DATA LINES:
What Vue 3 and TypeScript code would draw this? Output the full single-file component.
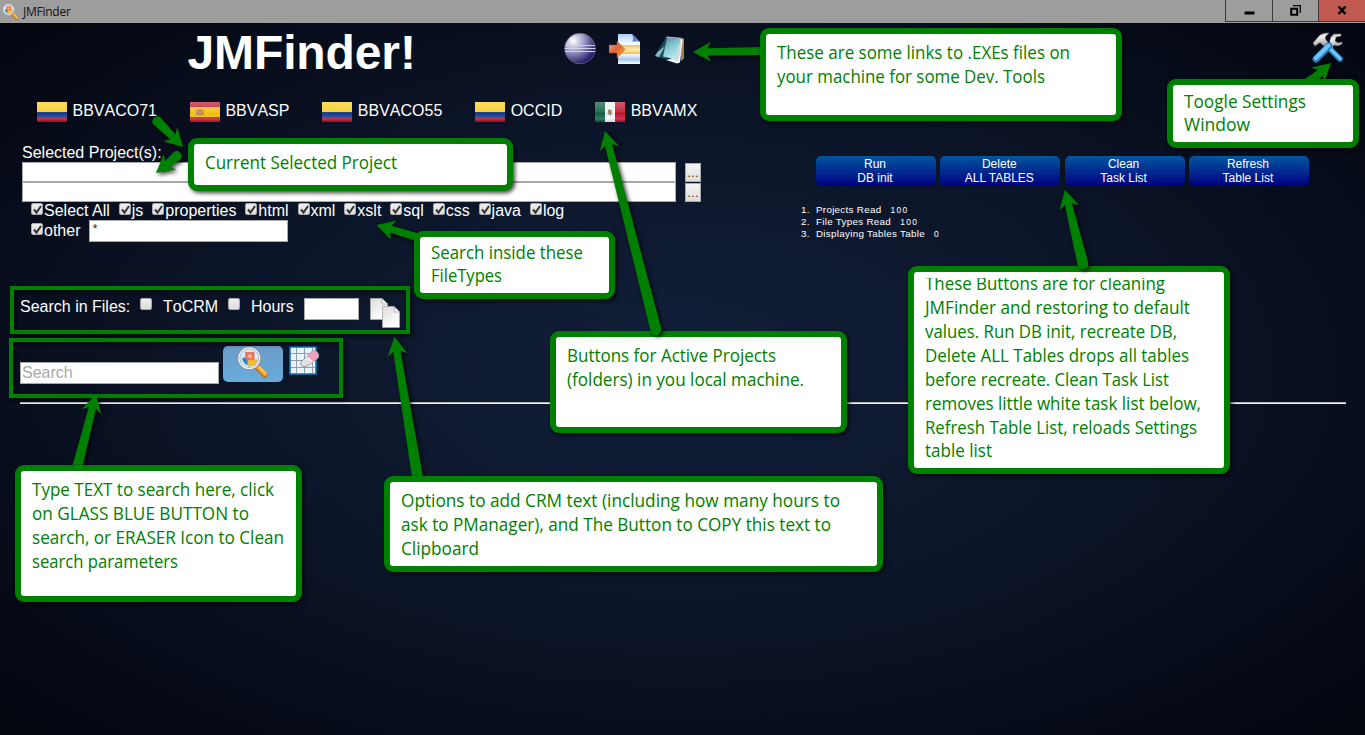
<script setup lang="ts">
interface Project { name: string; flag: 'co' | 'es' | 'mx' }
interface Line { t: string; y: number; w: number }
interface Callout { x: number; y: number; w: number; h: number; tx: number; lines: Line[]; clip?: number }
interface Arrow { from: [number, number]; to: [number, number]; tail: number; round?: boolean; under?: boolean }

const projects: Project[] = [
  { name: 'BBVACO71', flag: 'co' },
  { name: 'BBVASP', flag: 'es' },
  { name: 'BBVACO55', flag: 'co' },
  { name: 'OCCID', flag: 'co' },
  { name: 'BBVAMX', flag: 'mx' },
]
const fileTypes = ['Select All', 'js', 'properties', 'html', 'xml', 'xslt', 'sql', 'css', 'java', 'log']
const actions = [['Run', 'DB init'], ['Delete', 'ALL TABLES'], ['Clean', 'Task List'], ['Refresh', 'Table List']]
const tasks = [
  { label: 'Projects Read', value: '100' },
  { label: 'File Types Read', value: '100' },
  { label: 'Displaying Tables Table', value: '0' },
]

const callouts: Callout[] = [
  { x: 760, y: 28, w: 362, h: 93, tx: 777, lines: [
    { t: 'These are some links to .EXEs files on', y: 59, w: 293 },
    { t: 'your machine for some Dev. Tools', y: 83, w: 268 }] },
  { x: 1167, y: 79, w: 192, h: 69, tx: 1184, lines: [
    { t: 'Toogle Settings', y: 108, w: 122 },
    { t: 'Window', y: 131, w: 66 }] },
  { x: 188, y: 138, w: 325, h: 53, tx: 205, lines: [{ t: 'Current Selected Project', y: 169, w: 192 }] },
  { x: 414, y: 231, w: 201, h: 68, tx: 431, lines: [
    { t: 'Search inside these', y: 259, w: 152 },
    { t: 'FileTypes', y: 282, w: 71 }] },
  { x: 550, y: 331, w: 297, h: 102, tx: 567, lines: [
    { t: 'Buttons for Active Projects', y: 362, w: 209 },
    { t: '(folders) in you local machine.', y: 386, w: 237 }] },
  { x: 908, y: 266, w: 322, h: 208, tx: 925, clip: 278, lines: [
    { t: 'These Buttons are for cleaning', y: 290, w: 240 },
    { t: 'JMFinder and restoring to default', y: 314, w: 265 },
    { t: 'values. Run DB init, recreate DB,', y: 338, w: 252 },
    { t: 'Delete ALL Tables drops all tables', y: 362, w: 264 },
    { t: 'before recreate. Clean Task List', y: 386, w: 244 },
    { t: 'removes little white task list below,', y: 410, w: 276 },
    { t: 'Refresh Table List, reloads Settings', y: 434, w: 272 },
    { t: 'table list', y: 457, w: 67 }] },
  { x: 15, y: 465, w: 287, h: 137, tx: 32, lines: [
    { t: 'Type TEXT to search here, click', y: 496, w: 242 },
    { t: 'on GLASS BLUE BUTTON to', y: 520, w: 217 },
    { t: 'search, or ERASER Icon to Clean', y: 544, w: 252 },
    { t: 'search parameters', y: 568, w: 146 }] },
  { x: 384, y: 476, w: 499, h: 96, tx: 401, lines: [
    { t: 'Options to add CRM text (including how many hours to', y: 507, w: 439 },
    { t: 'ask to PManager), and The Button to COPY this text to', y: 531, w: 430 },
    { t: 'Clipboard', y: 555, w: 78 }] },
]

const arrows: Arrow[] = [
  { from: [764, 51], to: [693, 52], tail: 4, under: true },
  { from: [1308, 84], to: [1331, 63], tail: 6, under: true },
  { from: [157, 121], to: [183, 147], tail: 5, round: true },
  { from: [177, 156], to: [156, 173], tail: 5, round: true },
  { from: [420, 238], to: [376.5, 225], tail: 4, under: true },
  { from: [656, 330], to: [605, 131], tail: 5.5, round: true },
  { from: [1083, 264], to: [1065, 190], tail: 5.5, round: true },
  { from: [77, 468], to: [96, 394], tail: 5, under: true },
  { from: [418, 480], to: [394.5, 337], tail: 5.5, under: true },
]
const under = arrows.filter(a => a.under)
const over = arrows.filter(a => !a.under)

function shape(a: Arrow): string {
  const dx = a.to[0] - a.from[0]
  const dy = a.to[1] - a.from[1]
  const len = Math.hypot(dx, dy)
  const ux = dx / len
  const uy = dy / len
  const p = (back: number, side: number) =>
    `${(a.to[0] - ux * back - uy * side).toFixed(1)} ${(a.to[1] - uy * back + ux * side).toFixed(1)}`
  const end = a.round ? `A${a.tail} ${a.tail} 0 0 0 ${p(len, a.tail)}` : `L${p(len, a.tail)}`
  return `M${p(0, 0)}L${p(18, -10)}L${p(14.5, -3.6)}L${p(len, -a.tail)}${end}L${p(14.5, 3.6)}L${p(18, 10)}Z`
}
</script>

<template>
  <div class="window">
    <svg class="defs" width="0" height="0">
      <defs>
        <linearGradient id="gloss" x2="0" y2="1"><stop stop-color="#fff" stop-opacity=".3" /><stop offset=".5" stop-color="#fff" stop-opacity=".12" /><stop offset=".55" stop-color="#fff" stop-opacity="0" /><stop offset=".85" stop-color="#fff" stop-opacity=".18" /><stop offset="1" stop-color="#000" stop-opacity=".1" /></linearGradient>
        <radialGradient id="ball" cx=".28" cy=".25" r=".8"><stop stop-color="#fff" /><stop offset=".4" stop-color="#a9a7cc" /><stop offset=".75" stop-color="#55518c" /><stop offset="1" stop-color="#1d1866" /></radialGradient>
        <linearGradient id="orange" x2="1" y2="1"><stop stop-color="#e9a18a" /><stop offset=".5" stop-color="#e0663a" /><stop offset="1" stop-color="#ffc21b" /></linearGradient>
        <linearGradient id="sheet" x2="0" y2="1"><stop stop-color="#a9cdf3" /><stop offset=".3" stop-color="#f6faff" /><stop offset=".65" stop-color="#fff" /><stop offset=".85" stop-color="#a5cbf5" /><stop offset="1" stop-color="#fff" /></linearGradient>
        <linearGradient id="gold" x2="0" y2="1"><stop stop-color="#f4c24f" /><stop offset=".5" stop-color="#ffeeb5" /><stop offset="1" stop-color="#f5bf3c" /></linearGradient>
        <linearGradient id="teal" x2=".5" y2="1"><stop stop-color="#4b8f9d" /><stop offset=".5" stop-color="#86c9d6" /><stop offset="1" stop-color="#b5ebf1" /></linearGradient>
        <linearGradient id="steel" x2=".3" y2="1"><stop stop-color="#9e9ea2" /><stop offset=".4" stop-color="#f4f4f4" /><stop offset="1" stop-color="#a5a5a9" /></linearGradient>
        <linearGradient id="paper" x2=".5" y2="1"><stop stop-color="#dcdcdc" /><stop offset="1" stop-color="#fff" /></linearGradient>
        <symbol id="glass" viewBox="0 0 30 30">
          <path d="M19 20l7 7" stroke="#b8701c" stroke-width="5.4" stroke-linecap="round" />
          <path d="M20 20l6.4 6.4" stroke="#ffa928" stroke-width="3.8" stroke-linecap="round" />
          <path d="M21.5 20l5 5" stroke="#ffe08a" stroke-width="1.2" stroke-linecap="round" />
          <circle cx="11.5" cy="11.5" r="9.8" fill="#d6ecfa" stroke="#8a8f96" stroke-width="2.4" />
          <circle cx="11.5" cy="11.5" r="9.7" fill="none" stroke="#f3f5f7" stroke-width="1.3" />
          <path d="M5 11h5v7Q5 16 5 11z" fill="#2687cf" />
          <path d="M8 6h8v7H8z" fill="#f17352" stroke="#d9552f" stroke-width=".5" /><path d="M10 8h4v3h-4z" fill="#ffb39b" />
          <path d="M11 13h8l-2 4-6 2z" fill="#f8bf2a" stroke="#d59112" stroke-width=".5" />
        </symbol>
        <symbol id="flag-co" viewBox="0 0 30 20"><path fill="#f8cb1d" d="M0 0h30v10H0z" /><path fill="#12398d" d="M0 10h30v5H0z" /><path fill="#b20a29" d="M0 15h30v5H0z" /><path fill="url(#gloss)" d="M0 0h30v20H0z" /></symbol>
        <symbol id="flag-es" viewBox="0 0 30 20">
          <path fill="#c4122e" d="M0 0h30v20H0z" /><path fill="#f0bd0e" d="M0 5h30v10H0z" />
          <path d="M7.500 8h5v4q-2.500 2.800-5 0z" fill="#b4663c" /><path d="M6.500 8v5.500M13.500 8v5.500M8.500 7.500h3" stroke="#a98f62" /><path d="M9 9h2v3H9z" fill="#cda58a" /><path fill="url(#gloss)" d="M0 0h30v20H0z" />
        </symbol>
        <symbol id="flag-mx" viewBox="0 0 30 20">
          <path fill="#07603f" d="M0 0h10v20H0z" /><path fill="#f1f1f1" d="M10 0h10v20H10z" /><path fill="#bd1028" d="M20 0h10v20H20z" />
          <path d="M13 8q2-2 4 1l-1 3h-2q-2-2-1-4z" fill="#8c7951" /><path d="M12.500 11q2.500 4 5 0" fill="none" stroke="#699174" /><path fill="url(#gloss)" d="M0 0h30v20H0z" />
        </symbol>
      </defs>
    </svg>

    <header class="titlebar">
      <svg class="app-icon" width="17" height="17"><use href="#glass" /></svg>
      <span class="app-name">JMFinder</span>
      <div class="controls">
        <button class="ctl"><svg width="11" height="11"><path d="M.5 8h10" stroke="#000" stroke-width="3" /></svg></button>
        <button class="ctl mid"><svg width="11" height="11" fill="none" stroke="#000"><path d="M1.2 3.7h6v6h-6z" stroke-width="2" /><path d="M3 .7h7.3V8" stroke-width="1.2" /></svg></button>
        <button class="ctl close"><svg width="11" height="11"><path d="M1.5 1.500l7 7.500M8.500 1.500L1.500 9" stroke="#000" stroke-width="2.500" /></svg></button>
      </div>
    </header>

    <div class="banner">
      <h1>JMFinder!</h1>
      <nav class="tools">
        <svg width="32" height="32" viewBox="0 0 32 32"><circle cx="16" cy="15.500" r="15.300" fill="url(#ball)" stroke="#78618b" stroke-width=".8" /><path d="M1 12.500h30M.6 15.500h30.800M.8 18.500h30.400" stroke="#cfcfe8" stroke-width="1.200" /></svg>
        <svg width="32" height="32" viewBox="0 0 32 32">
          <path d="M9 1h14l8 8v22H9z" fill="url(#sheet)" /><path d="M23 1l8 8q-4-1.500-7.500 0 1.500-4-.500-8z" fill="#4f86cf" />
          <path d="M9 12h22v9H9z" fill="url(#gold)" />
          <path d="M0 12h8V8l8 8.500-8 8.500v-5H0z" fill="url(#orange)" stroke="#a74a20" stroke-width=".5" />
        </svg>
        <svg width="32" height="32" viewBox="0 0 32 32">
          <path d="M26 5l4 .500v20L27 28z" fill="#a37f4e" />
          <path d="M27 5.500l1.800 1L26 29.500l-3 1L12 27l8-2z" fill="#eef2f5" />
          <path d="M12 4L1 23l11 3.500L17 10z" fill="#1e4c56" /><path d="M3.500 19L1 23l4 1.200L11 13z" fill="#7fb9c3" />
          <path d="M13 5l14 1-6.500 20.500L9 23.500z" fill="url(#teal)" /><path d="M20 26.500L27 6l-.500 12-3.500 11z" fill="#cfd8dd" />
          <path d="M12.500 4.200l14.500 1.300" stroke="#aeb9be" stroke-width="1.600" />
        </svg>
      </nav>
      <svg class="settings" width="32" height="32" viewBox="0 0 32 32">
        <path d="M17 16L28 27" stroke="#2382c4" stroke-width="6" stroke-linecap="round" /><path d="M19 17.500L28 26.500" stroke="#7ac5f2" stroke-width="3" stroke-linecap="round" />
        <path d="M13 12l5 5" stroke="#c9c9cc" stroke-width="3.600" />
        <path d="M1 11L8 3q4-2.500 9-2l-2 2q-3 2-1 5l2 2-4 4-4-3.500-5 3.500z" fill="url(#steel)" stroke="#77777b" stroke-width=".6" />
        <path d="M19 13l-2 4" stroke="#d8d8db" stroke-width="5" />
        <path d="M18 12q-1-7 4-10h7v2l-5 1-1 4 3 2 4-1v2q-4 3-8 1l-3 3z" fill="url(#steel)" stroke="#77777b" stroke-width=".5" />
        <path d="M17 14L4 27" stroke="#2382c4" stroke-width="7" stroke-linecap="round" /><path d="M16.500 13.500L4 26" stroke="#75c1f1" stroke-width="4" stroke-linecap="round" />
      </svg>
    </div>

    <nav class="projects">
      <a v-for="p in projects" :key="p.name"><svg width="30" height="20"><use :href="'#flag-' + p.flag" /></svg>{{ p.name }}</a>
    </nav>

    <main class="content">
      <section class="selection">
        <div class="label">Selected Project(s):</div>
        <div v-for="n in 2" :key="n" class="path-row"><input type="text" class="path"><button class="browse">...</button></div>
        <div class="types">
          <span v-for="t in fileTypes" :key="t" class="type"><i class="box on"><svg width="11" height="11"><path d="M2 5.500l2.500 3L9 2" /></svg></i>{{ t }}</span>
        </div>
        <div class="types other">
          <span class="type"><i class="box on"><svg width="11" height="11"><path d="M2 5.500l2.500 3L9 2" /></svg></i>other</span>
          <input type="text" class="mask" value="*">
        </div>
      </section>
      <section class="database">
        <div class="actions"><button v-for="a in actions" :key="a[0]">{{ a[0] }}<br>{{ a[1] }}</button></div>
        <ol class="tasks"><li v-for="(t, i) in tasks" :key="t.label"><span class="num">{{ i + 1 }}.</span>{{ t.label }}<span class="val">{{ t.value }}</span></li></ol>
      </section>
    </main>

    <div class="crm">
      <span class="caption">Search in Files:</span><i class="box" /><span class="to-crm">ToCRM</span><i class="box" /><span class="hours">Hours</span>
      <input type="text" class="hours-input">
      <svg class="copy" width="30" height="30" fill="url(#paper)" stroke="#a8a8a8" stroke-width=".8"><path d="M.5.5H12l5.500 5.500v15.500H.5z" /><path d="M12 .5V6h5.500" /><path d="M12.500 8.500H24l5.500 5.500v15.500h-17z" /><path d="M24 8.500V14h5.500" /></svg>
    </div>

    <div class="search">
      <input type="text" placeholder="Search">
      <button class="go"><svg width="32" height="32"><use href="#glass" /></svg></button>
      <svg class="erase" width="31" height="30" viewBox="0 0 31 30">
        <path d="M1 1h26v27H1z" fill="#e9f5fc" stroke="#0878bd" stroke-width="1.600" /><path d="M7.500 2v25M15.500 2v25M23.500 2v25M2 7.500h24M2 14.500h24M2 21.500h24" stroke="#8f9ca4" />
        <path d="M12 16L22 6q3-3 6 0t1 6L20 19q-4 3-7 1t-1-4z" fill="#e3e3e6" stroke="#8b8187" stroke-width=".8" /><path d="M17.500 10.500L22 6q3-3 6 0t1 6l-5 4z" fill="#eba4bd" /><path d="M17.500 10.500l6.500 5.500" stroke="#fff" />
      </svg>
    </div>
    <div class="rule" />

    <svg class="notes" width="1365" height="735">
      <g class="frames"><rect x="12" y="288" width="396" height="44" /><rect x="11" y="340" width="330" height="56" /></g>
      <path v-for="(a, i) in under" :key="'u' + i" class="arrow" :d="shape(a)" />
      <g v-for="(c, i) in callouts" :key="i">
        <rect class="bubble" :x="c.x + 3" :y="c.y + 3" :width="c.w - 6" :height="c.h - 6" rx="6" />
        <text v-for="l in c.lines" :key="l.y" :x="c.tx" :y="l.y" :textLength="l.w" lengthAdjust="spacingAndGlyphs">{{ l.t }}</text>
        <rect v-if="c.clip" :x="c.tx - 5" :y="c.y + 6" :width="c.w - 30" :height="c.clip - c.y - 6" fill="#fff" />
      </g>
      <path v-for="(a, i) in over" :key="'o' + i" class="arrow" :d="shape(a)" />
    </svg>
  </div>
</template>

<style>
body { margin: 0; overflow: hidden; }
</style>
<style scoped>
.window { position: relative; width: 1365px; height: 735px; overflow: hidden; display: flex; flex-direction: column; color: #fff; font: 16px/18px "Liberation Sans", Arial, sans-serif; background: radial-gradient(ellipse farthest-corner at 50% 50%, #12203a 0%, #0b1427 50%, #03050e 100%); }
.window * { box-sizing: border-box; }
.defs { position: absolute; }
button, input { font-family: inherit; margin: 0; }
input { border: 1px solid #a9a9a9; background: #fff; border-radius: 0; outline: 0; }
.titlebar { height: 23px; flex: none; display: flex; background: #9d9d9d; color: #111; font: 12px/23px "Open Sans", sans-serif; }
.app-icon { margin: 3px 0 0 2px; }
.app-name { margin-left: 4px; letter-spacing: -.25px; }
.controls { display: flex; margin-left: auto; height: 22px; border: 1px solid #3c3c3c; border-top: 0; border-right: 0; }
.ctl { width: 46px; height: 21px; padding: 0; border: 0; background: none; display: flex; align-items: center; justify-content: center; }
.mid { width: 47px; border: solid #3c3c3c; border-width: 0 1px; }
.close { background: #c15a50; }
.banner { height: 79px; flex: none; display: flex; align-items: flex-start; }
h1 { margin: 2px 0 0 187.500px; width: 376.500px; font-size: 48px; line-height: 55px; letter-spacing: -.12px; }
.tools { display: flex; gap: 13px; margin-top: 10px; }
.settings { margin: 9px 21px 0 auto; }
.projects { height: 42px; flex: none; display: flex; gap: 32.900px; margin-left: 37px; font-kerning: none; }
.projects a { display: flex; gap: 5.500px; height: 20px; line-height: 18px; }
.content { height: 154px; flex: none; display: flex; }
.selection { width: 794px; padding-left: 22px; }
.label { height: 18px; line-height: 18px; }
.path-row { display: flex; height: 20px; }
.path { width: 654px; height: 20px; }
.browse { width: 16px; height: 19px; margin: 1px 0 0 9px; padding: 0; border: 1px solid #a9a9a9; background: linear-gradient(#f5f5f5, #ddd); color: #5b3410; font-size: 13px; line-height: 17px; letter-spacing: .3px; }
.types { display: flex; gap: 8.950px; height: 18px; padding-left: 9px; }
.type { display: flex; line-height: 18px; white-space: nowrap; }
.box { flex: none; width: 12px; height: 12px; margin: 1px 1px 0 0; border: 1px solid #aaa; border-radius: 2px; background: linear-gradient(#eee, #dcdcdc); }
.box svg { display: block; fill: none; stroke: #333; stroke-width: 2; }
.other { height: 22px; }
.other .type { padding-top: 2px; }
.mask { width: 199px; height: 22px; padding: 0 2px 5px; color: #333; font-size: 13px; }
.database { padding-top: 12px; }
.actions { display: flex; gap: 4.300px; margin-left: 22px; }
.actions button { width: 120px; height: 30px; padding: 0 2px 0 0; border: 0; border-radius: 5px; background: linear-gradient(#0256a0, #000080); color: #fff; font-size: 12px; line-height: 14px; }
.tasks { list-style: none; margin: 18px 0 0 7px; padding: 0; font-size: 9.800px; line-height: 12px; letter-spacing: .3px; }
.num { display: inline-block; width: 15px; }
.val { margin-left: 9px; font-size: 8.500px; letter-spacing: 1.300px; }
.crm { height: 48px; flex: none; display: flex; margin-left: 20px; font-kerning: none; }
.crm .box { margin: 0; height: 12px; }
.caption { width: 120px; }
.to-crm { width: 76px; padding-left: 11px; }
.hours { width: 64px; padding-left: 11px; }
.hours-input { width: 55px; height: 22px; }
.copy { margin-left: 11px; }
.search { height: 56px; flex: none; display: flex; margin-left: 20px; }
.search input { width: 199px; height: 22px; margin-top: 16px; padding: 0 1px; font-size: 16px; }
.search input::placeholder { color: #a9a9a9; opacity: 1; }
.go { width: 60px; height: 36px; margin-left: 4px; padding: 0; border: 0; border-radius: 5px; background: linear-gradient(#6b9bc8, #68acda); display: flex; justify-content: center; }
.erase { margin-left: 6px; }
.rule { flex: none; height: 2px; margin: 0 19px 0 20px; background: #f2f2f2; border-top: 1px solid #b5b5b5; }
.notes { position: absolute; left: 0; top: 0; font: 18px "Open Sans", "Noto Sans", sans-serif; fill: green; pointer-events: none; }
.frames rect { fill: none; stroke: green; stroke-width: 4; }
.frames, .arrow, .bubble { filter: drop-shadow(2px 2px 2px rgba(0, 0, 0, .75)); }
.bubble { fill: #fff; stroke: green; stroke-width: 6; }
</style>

WHAT IS BEING ASKED: Go through the data above and find the lines with the word "this". Copy each of those lines.

CORRECT OUTPUT:
What Vue 3 and TypeScript code would draw this? Output the full single-file component.
    { t: 'ask to PManager), and The Button to COPY this text to', y: 531, w: 430 },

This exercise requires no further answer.